Thu, 14 May 2020 16:30:13 GMT

My beds are 50’. The ones I did last fall are 4 inches deep, the ones this spring are 2-3”. I’ve already planted into some fall beds, but it’s hard to gauge what I’m seeing because we have had an unusually cold spring (down to 22 last week!). My peas are looking fine, as is spinach. My onions have been hurt by freezing, and the regrowth I’m seeing is a paler green than I’d like (but that’s also a cold weather response). I’ve top dressed those beds, but I might need to do more. I’d love to know the C:N ratio, and any other specifics about the test results (got to get better at reading them!) and I was anticipating trying to correct the compost if possible. Isn’t the compost you use somewhat low nutrient, Jesse? I remember you saying it was more a mulch than a compost.

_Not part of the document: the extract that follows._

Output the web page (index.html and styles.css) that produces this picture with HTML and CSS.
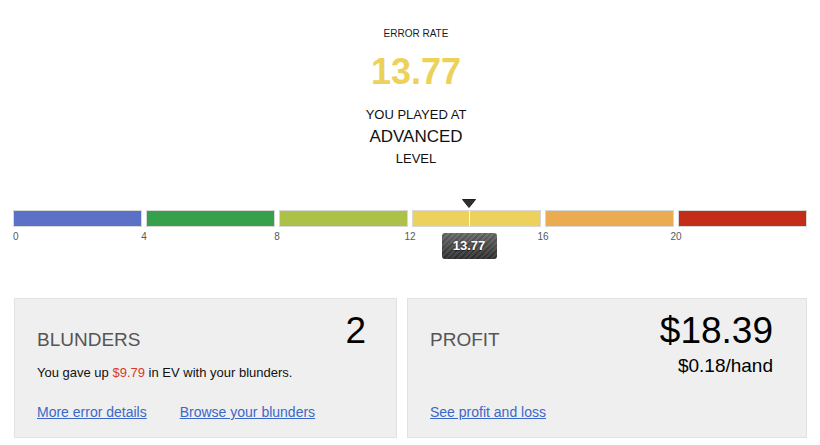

Fri, 15 May 2020 21:49:36 GMT

C:N is not possible to tell from this chart but the total N value of 1.9% per weight is quite substantial for finished compost. Potash is normal and phosphorus is moderate. Based on just this it shouldn't be a bad compost for deep mulching (unless I'm missing something) as it won't overload you with nutrients when used in quantity. Keep checking growth and when you see signs of deficiency, see if extra foliar feed or liquid feeding helps. If it does you can increase your fertilizer regime a notch to complement.